Unos cruces de impertinencias que terminaban en peleas confusas que se resolvían ante jueces paternales; el Coronel barría apresuradamente, para que la bronca no llegara a los teletipos de las agencias nacionales.
Las fotos de Wertheimer nos muestran un Estados Unidos que todavía es más Edward Hopper que American graffiti.
No se aprecia una moda específica para jóvenes: ellas y ellos van vestidos como personas mayores.
Un concierto se trataba como un evento especial y no se acudía con ropa de sport. La minoría negra es invisible: se reduce a unos empleados del ferrocarril y algunas fans.
Como diría un sabio blues de Willie Dixon, “los hombres no saben, pero las muchachitas sí entienden”. Wertheimer lo comprendió al encontrarse con escenas insólitas: teenagers –y veinteañeras resabiadas– que se abrazaban llorando… de felicidad. Habían descubierto un ideal propio, un muchacho pálido y guapo, de genética misteriosa, sin inhibiciones, con un sonido que fundía tradiciones musicales casi secretas.
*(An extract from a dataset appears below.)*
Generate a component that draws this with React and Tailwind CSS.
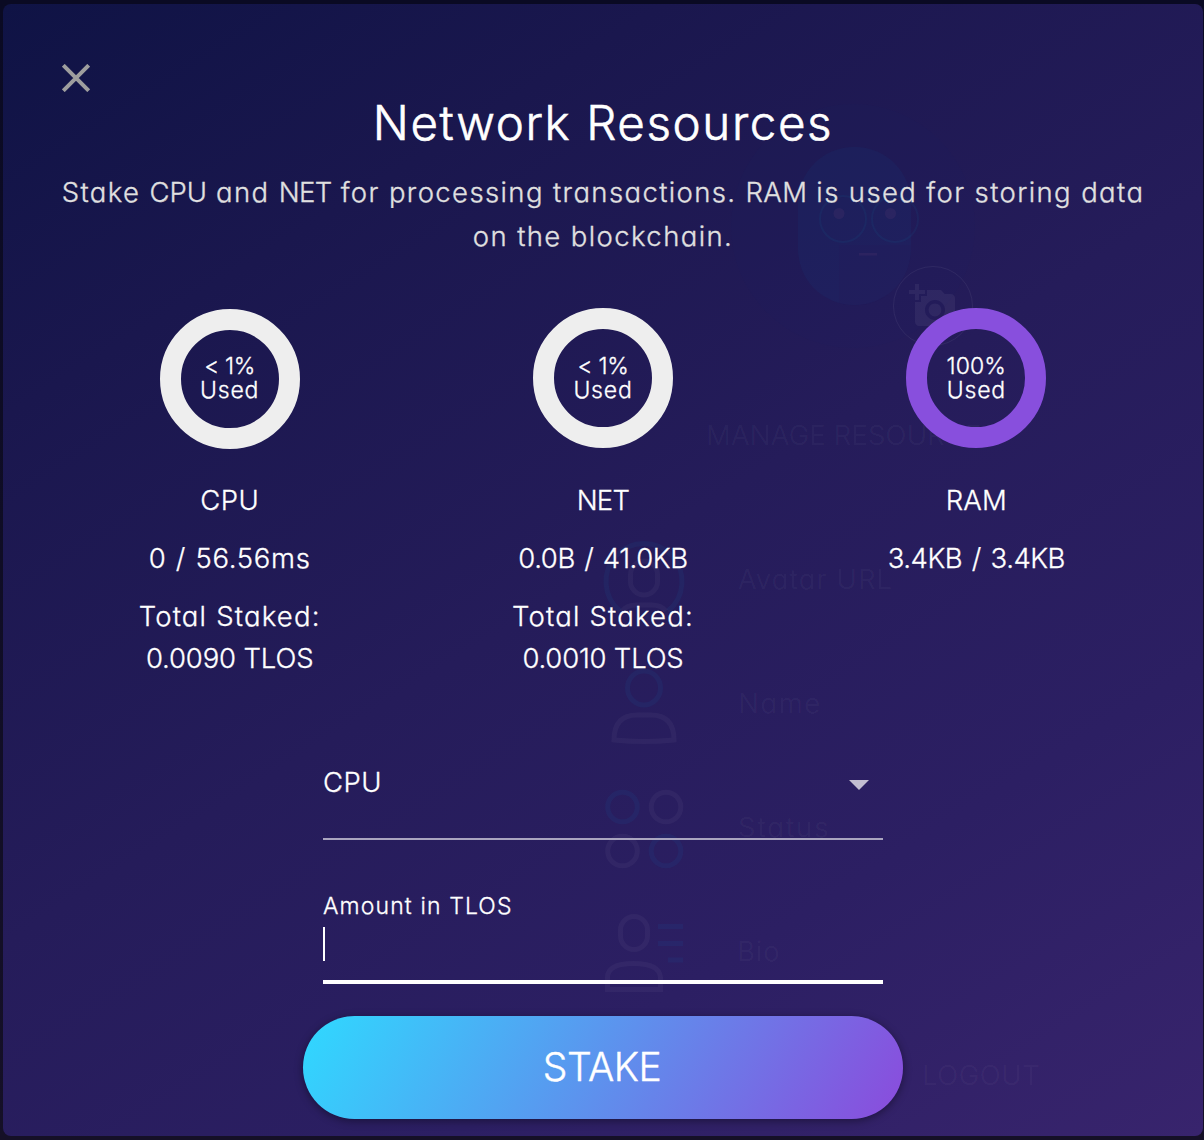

Se palpaba una temperatura erótica nada normal, pero Elvis mantenía la discreción, como si aquello fuera una broma privada, una fiesta en el instituto.
Wertheimer asistió a los albores de la cultura juvenil. Retrató una generación que pronto exigiría música y ropa propias, que solo en la década siguiente rompería con sus padres y la ideología dominante. La rebeldía de los seguidores de Elvis estaba reprimida. La última vez que Wertheimer se cruzó con el show del Coronel Parker fue en los muelles de Brooklyn, en 1958, cuando el recluta Presley embarcaba rumbo a Alemania para integrarse en el escudo defensivo contra el comunismo.
Ya no era el único cazador de imágenes de aquel coto. Se mezcló con más de 200 periodistas, dispuestos a reflejar el patriotismo del antiguo enemigo público. Pudo apreciar que el Coronel había hecho de las suyas: subrepticiamente, repartió partituras de éxitos de Elvis entre la banda militar que despedía a los soldados. Wertheimer apreció el deleite del tiburón cuando se cruzaron. “Sigue, sigue tomando buenas fotos”, le burló Parker. Nunca más dejaría que un profesional se acercara tanto, y durante tantos días, a su representado.
El libro ‘Alfred Wertheimer. Elvis and the birth of rock and roll’ acaba de ser editado por Taschen.